Reputation: 109
In an attempt to define skew heaps in Lean and prove some results, I have defined a type for trees together with a fusion operation:
inductive tree : Type
| lf : tree
| nd : tree -> nat -> tree -> tree
def fusion : tree -> tree -> tree
| lf t2 := t2
| t1 lf := t1
| (nd l1 x1 r1) (nd l2 x2 r2) :=
if x1 <= x2
then nd (fusion r1 (nd l2 x2 r2)) x1 l1
else nd (fusion (nd l1 x1 l1) r2) x2 l2
Then, even for an extremely simple result such as
theorem fusion_lf : ∀ (t : tree), fusion lf t = t := sorry
I'm stuck. I really have no clue for starting to write this proof. If I start like this:
begin
intro t,
induction t with g x d,
refl,
end
I can use refl
for the case where t
is lf
, but not if it is a nd
.
I'm a bit at a lost, since in Agda, it is really easy. If I define this:
data tree : Set where
lf : tree
nd : tree -> ℕ -> tree -> tree
fusion : tree -> tree -> tree
fusion lf t2 = t2
fusion t1 lf = t1
fusion (nd l1 x1 r1) (nd l2 x2 r2) with x1 ≤? x2
... | yes _ = nd (fusion r1 (nd l2 x2 r2)) x1 l1
... | no _ = nd (fusion (nd l1 x1 r1) r2) x2 l2
then the previous result is obtained directly with a refl
:
fusion_lf : ∀ t -> fusion lf t ≡ t
fusion_lf t = refl
What I have missed?
Upvotes: 2
Views: 203
Reputation: 1129
This proof works.
theorem fusion_lf : ∀ (t : tree), fusion lf t = t :=
λ t, by cases t; simp [fusion]
If you try #print fusion.equations._eqn_1
or #print fusion.equations._eqn_2
and so on, you can see the lemmas that simp [fusion]
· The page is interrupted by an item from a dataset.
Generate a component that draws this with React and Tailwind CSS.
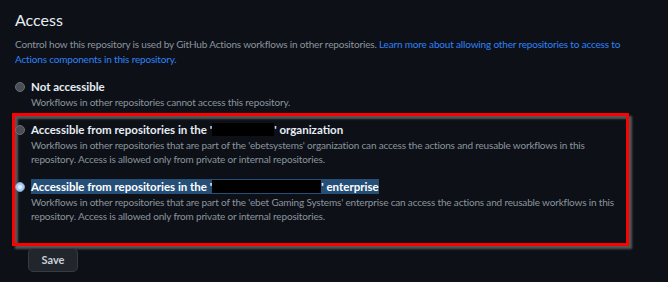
import React from 'react';

const Radio = ({ checked }) =>
  checked ? (
    <span className="mt-[3px] flex h-[10px] w-[10px] shrink-0 items-center justify-center rounded-full border border-[#7f9cc4] bg-[#a9ccf7]">
      <span className="h-[4px] w-[4px] rounded-full bg-[#e3efff]" />
    </span>
  ) : (
    <span className="mt-[3px] h-[10px] w-[10px] shrink-0 rounded-full border border-[#6a6f76] bg-[#4a4e54]" />
  );

const Redacted = ({ w }) => (
  <span className={`inline-block h-[13px] align-[-2px] bg-black ${w}`} />
);

const Option = ({ checked, label, children, className = '' }) => (
  <div className={`flex gap-[6px] ${className}`}>
    <Radio checked={checked} />
    <div className="flex flex-col">
      <div className="text-[11.5px] font-bold leading-[16px] text-[#e6edf3]">{label}</div>
      <p className="text-[10px] leading-[14px] tracking-[-0.17px] text-[#8b949e]">{children}</p>
    </div>
  </div>
);

export default function App() {
  return (
    <div className="min-h-screen bg-[#0d1117] pl-[15px] pr-[42px] pt-[8px] font-['Lato',sans-serif]">
      <h2 className="text-[16px] font-normal leading-[24px] text-[#e6edf3]">Access</h2>
      <p className="mt-[5px] text-[10px] leading-[15px] tracking-[-0.17px] text-[#8b949e]">
        Control how this repository is used by GitHub Actions workflows in other repositories.{' '}
        <a className="text-[#2f81f7]">
          Learn more about allowing other repositories to access to Actions components in this repository.
        </a>
      </p>

      <Option className="mt-[12px]" label="Not accessible">
        Workflows in other repositories cannot access this repository.
      </Option>

      <div className="-mx-[3px] mt-[4px] border-[3px] border-[#ff0000] pb-[20px] pt-[6px] shadow-[3px_3px_2px_#555,inset_3px_3px_2px_#555]">
        <Option
          label={
            <span>
              Accessible from repositories in the '<Redacted w="w-[62px]" />' organization
            </span>
          }
        >
          Workflows in other repositories that are part of the 'ebetsystems' organization can access the actions and
          reusable workflows in this repository. Access is allowed only from private or internal repositories.
        </Option>
        <Option
          checked
          className="mt-[13px]"
          label={
            <span className="bg-[#264f78] py-[1px] text-white">
              Accessible from repositories in the '<Redacted w="w-[109px]" />' enterprise
            </span>
          }
        >
          Workflows in other repositories that are part of the 'ebet Gaming Systems' enterprise can access the actions
          and reusable workflows in this repository. Access is allowed only from private or internal repositories.
        </Option>
      </div>

      <button className="relative z-10 ml-[13px] -mt-[9px] h-[24px] w-[50px] rounded-[5px] border border-[#363b42] bg-[#21262d] text-[11px] font-bold text-[#c9d1d9]">
        Save
      </button>
    </div>
  );
}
will use. The case splits are not exactly the same as the case splits in the pattern matching, because the case splits in the pattern matching actually duplicate the case lf lf
. This is why I needed to do cases t
. Usually the equation lemmas are definitional equalities, but this time they are not, and honestly I don't know why.